■ WHAT IS ASKED ■
Tally every line featuring "styles", then give that tally alone.

# # #

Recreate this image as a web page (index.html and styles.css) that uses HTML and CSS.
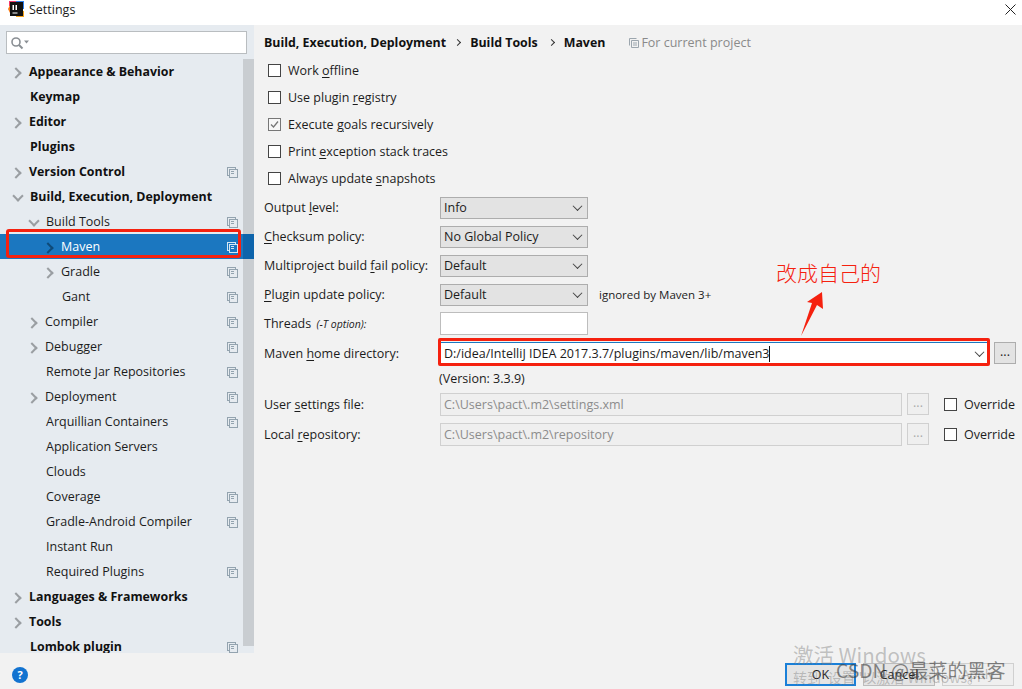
FILE: index.html
```html
<!DOCTYPE html>
<html lang="en">
<head>
<meta charset="utf-8">
<title>Settings</title>
<link rel="stylesheet" href="styles.css">
</head>
<body>
<div class="window">
  <header class="titlebar">
    <svg class="applogo" width="16" height="16" viewBox="0 0 16 16"><path d="M1 0h7v5H1z" fill="#f2386b"/><path d="M8 0h8v8H8z" fill="#2f80ed"/><path d="M0 8l3-6v12z" fill="#f97a12"/><path d="M8 10h8v6H8z" fill="#f4a21a"/><rect x="2" y="1" width="13" height="14" fill="#111"/><path d="M4.500 4h1.500v5H4.500zM7.500 4h1.500v5H7.500zM4.500 11.500h5v1h-5z" fill="#fff"/></svg>
    <span class="title">Settings</span>
    <svg class="close" width="11" height="11" viewBox="0 0 11 11"><path d="M.5.500l10 10M10.500.500l-10 10" stroke="#222" fill="none"/></svg>
  </header>
  <div class="main">
    <aside class="sidebar">
      <div class="search">
        <svg width="20" height="14" viewBox="0 0 20 14"><circle cx="6" cy="6" r="4" fill="none" stroke="#8a8f94" stroke-width="1.600"/><path d="M9 9l3.500 3.500" stroke="#8a8f94" stroke-width="2"/><path d="M14 4.500h5l-2.500 3z" fill="#8a8f94"/></svg>
      </div>
      <div class="treewrap">
        <nav class="tree">
          <div class="row b l0"><i class="arr r"></i><span>Appearance &amp; Behavior</span></div>
          <div class="row b l0"><i class="arr"></i><span>Keymap</span></div>
          <div class="row b l0"><i class="arr r"></i><span>Editor</span></div>
          <div class="row b l0"><i class="arr"></i><span>Plugins</span></div>
          <div class="row b l0 c"><i class="arr r"></i><span>Version Control</span></div>
          <div class="row b l0"><i class="arr d"></i><span>Build, Execution, Deployment</span></div>
          <div class="row l1 c"><i class="arr d"></i><span>Build Tools</span></div>
          <div class="row l2 c sel"><i class="arr r"></i><span>Maven</span></div>
          <div class="row l2 c"><i class="arr r"></i><span>Gradle</span></div>
          <div class="row l2 c"><i class="arr"></i><span>Gant</span></div>
          <div class="row l1 c"><i class="arr r"></i><span>Compiler</span></div>
          <div class="row l1 c"><i class="arr r"></i><span>Debugger</span></div>
          <div class="row l1 c"><i class="arr"></i><span>Remote Jar Repositories</span></div>
          <div class="row l1 c"><i class="arr r"></i><span>Deployment</span></div>
          <div class="row l1 c"><i class="arr"></i><span>Arquillian Containers</span></div>
          <div class="row l1"><i class="arr"></i><span>Application Servers</span></div>
          <div class="row l1"><i class="arr"></i><span>Clouds</span></div>
          <div class="row l1 c"><i class="arr"></i><span>Coverage</span></div>
          <div class="row l1 c"><i class="arr"></i><span>Gradle-Android Compiler</span></div>
          <div class="row l1"><i class="arr"></i><span>Instant Run</span></div>
          <div class="row l1 c"><i class="arr"></i><span>Required Plugins</span></div>
          <div class="row b l0"><i class="arr r"></i><span>Languages &amp; Frameworks</span></div>
          <div class="row b l0"><i class="arr r"></i><span>Tools</span></div>
          <div class="row b l0 c last"><i class="arr"></i><span>Lombok plugin</span></div>
        </nav>
        <div class="scroll"></div>
      </div>
    </aside>
    <section class="content">
      <div class="crumbs">
        <b>Build, Execution, Deployment</b><i class="sep"></i><b>Build Tools</b><i class="sep"></i><b>Maven</b>
        <span class="project"><svg class="copy" width="10" height="10" viewBox="0 0 10 10"><path d="M.500 7.500V.500h7M2.500 2.500h7v7h-7zM4 5h4M4 7h4" fill="none" stroke="#9ca6ae"/></svg>For current project</span>
      </div>
      <div class="checks">
        <label class="check"><i class="box"></i><span>Work <u>o</u>ffline</span></label>
        <label class="check"><i class="box"></i><span>Use plugin <u>r</u>egistry</span></label>
        <label class="check"><i class="box on"><svg width="13" height="13" viewBox="0 0 13 13"><path d="M3 6.500l2.500 2.500 4.500-5.500" fill="none" stroke="#777" stroke-width="1.300"/></svg></i><span>Execute <u>g</u>oals recursively</span></label>
        <label class="check"><i class="box"></i><span>Print <u>e</u>xception stack traces</span></label>
        <label class="check"><i class="box"></i><span>Always update <u>s</u>napshots</span></label>
      </div>
      <div class="fields">
        <div class="field"><span class="lab">Output <u>l</u>evel:</span><div class="combo"><span>Info</span><i class="chev"></i></div></div>
        <div class="field"><span class="lab"><u>C</u>hecksum policy:</span><div class="combo"><span>No Global Policy</span><i class="chev"></i></div></div>
        <div class="field"><span class="lab">Multiproject build <u>f</u>ail policy:</span><div class="combo"><span>Default</span><i class="chev"></i></div></div>
        <div class="field"><span class="lab"><u>P</u>lugin update policy:</span><div class="combo"><span>Default</span><i class="chev"></i></div><span class="hint">ignored by Maven 3+</span></div>
        <div class="field threads"><span class="lab">Threads <em>(-T option):</em></span><div class="input"></div></div>
        <div class="field home"><span class="lab">Maven <u>h</u>ome directory:</span><div class="homebox"><span class="caret">D:/idea/IntelliJ IDEA 2017.3.7/plugins/maven/lib/maven3</span><i class="chev"></i></div><div class="dots">...</div></div>
        <div class="version">(Version: 3.3.9)</div>
        <div class="field path"><span class="lab">User <u>s</u>ettings file:</span><div class="dis">C:\Users\pact\.m2\settings.xml</div><div class="dots off">...</div><label class="over"><i class="box"></i><span>Override</span></label></div>
        <div class="field path"><span class="lab">Local <u>r</u>epository:</span><div class="dis">C:\Users\pact\.m2\repository</div><div class="dots off">...</div><label class="over"><i class="box"></i><span>Override</span></label></div>
      </div>
    </section>
  </div>
  <footer class="footer">
    <span class="help">?</span>
    <div class="buttons">
      <div class="btn def">OK</div>
      <div class="btn">Cancel</div>
      <div class="btn off">Apply</div>
    </div>
  </footer>

  <div class="mark-sel"></div>
  <div class="mark-home"></div>
  <div class="note">改成自己的</div>
  <svg class="arrow" width="34" height="48" viewBox="0 0 34 48"><path d="M2 45L13 12 8 11 23 1 24 18 18 14z" fill="#f5210f"/></svg>
  <div class="wm wm1">激活 Windows</div>
  <div class="wm wm2">转到"设置"以激活 Windows。</div>
  <div class="wm csdn">CSDN @最菜的黑客</div>
</div>
</body>
</html>
```

FILE: styles.css
```css
* { box-sizing: border-box; }
html, body { margin: 0; padding: 0; }
body { font-family: "Open Sans", "Noto Sans CJK SC", sans-serif; font-size: 12.5px; color: #1c1c1c; overflow: hidden; }
u { text-underline-offset: 2px; text-decoration-thickness: 1px; }
.window { position: relative; width: 1022px; height: 689px; background: #f2f2f2; display: flex; flex-direction: column; overflow: hidden; }

.titlebar { height: 25px; background: #fff; display: flex; align-items: center; padding: 0 6px 7px 8px; flex: none; }
.applogo { flex: none; }
.title { margin-left: 5px; font-size: 12.500px; }
.close { margin-left: auto; }

.main { flex: none; height: 628px; display: flex; }
.sidebar { width: 254px; background: #e6ebf0; display: flex; flex-direction: column; flex: none; }
.search { height: 23px; margin: 6px 7px 0 6px; background: #fff; border: 1px solid #b9bdc0; display: flex; align-items: center; padding-left: 3px; }
.treewrap { position: relative; z-index: 0; flex: 1; margin-top: 5px; overflow: hidden; }
.tree { position: relative; z-index: 1; }
.row { height: 25px; display: flex; align-items: center; position: relative; }
.row.b { font-weight: 700; color: #111; font-size: 12.400px; }
.row.l0 { padding-left: 12px; }
.row.l1 { padding-left: 28px; }
.row.l2 { padding-left: 44px; }
.row.last { height: 19px; padding-top: 6px; line-height: 13px; }
.arr { width: 18px; height: 10px; flex: none; position: relative; display: block; }
.arr.r { width: 17px; }
.arr.r::before, .arr.d::before { content: ""; position: absolute; width: 6px; height: 6px; border-top: 2px solid #9a9ea2; border-right: 2px solid #9a9ea2; }
.arr.r::before { left: 0; top: 2px; transform: rotate(45deg); }
.arr.d::before { left: 2px; top: 0; transform: rotate(135deg); }
.row.c::after { content: ""; position: absolute; left: 229px; top: 10px; width: 7px; height: 7px; border: 1px solid #93a3af; background: linear-gradient(#93a3af, #93a3af) 1px 1px / 3px 1px no-repeat, linear-gradient(#93a3af, #93a3af) 1px 3px / 3px 1px no-repeat; box-shadow: -2px -2px 0 -1px #e6ebf0, -2px -2px 0 0 #93a3af; }
.row.sel { background: #1b77c0; color: #fff; }
.row.sel::before { content: ""; position: absolute; right: 0; top: 0; bottom: 0; width: 11px; background: #0e64ab; }
.row.sel .arr::before { border-color: #0f4a78; }
.row.sel::after { border-color: #d5e6f3; background: linear-gradient(#d5e6f3, #d5e6f3) 1px 1px / 3px 1px no-repeat, linear-gradient(#d5e6f3, #d5e6f3) 1px 3px / 3px 1px no-repeat; box-shadow: -2px -2px 0 -1px #1b77c0, -2px -2px 0 0 #d5e6f3; }
.scroll { position: absolute; right: 0; top: 0; width: 11px; bottom: 7px; background: #c9cdd1; }

.content { flex: 1; padding: 0 6px 0 10px; min-width: 0; }
.crumbs { height: 35px; display: flex; align-items: center; }
.crumbs b { font-weight: 700; color: #111; font-size: 12.400px; }
.sep { width: 5px; height: 5px; border-top: 1px solid #333; border-right: 1px solid #333; transform: rotate(45deg); margin: 0 10px 0 9px; display: block; }
.sep + b + .sep { margin-left: 11px; }
.project { margin-left: 24px; color: #8a8a8a; display: flex; align-items: center; gap: 2px; }
.checks { display: flex; flex-direction: column; margin-left: 4px; margin-top: -3px; }
.check { height: 27px; display: flex; align-items: center; gap: 7px; }
.box { width: 13px; height: 13px; background: #fff; border: 1px solid #444; display: block; flex: none; position: relative; }
.box.on { background: #f7f7f7; border-color: #777; }
.box svg { position: absolute; left: -1px; top: -1px; }
.fields { display: flex; flex-direction: column; margin-top: 1px; }
.field { display: flex; align-items: center; height: 29px; position: relative; }
.lab { width: 176px; flex: none; }
.lab em { font-size: 10.500px; margin-left: 2px; }
.combo { width: 148px; height: 22px; background: #e3e3e3; border: 1px solid #adadad; display: flex; align-items: center; justify-content: space-between; padding: 0 6px 0 3px; }
.chev { width: 7px; height: 7px; border-right: 1px solid #444; border-bottom: 1px solid #444; transform: rotate(45deg) translate(-1px, -1px); display: block; flex: none; }
.hint { margin-left: 11px; font-size: 11.500px; }
.threads { height: 29px; }
.input { width: 148px; height: 23px; background: #fff; border: 1px solid #bdbdbd; }
.home { height: 30px; }
.homebox { width: 548px; height: 22px; background: #fff; border-top: 1px solid #1b77c0; display: flex; align-items: center; justify-content: space-between; padding: 0 5px 0 4px; }
.caret { border-right: 1px solid #111; line-height: 16px; }
.dots { width: 22px; height: 22px; margin-left: 6px; background: #e3e3e3; border: 1px solid #adadad; display: flex; align-items: center; justify-content: center; padding-bottom: 3px; flex: none; }
.version { margin-left: 175px; height: 21px; display: flex; align-items: center; }
.path { height: 30px; }
.dis { width: 462px; height: 23px; background: #efefef; border: 1px solid #d0d0d0; color: #8c8c8c; display: flex; align-items: center; padding-left: 3px; flex: none; }
.dots.off { background: #efefef; border-color: #d0d0d0; color: #aaa; margin-left: 5px; }
.over { display: flex; align-items: center; gap: 7px; margin-left: 15px; }

.footer { flex: 1; display: flex; align-items: center; justify-content: space-between; padding: 6px 8px 0 12px; }
.help { width: 16px; height: 16px; margin-top: 1px; border-radius: 50%; background: #1273d0; color: #fff; font-weight: 700; font-size: 11px; display: flex; align-items: center; justify-content: center; }
.buttons { display: flex; gap: 7px; }
.btn { width: 72px; height: 23px; background: #e4e4e4; border: 1px solid #bcbcbc; display: flex; align-items: center; justify-content: center; }
.btn.def { border: 2px solid #1a80d8; width: 71px; }
.btn.off { background: #efefef; border-color: #d0d0d0; color: #b5b5b5; }

.mark-sel { position: absolute; z-index: 2; left: 6px; top: 229px; width: 235px; height: 29px; border: 3px solid #f5210f; border-radius: 3px; }
.mark-home { position: absolute; z-index: 2; left: 438px; top: 338px; width: 552px; height: 28px; border: 3px solid #f5210f; border-radius: 2px; }
.note { position: absolute; left: 776px; top: 259px; color: #f5210f; font-size: 21px; line-height: 26px; font-family: "Noto Sans CJK SC", sans-serif; font-weight: 300; }
.arrow { position: absolute; left: 799px; top: 291px; }
.wm { position: absolute; font-family: "Noto Sans CJK SC", sans-serif; white-space: nowrap; }
.wm1 { left: 793px; top: 641px; font-size: 20.500px; line-height: 26px; color: rgba(120,120,120,.42); }
.wm2 { left: 793px; top: 667px; font-size: 14px; line-height: 20px; color: rgba(120,120,120,.42); }
.csdn { left: 836px; top: 658px; font-size: 19.300px; line-height: 24px; color: rgba(60,60,60,.62); }
```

# # #

■ OUTPUT FOR THIS TASK ■
3